Non lo si è voluto per motivi solo poli­tici e qui la poli­tica sem­bra pro­prio assu­mere la forma di un con­flitto di classe dove la scon­fitta delle cicale è neces­sa­ria non tanto per­ché sono cicale ma quanto per­ché vogliono con­trap­porsi alle for­mi­che. Molti hanno messo in rilievo che la pic­cola vit­to­ria sulla pic­cola Gre­cia è una scon­fitta per l’Europa, quell’Europa ipo­tiz­zata nel dopo guerra e che mai ha potuto pren­dere forma.

Con­tro quell’ipotesi, tutta poli­tica e ideo­lo­gica, i nemici erano e sono tanti, a comin­ciare dall’America di Clin­ton e di Bush, ostile all’euro, ad una qual­che Costi­tu­zione che andasse oltre gli stati-nazione, ad un eser­cito comune euro­peo e invece favo­re­vole all’allargamento dell’Unione, per­ché gover­nare 28 stati-paesi è un mirag­gio.

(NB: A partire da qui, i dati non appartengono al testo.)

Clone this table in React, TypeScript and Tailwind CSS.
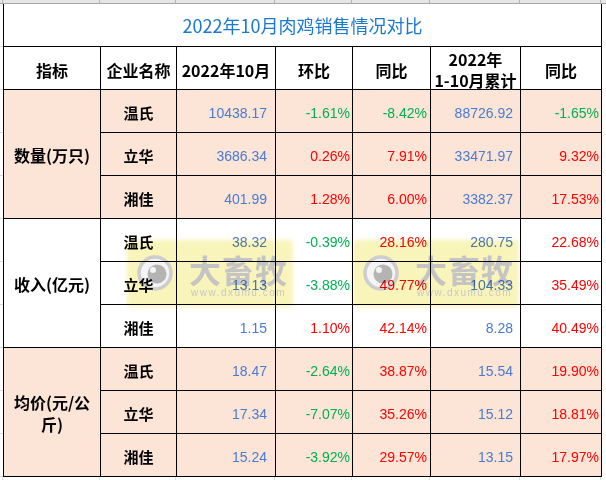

Un mirag­gio da spe­ri­men­tare nel fun­zio­na­mento quo­ti­diano delle isti­tu­zioni euro­pee. Le quali per l’appunto si occu­pano della dimen­sione delle von­gole italiane.

E le for­mi­che di Ber­lino nulla hanno da ecce­pire, con­sa­pe­voli di aver esse in mano le carte dell’Europa. In tal senso sono for­mi­che che si stanno pre­pa­rando a nuovi equi­li­bri di potenza, non più usando le armi, ma il mercato.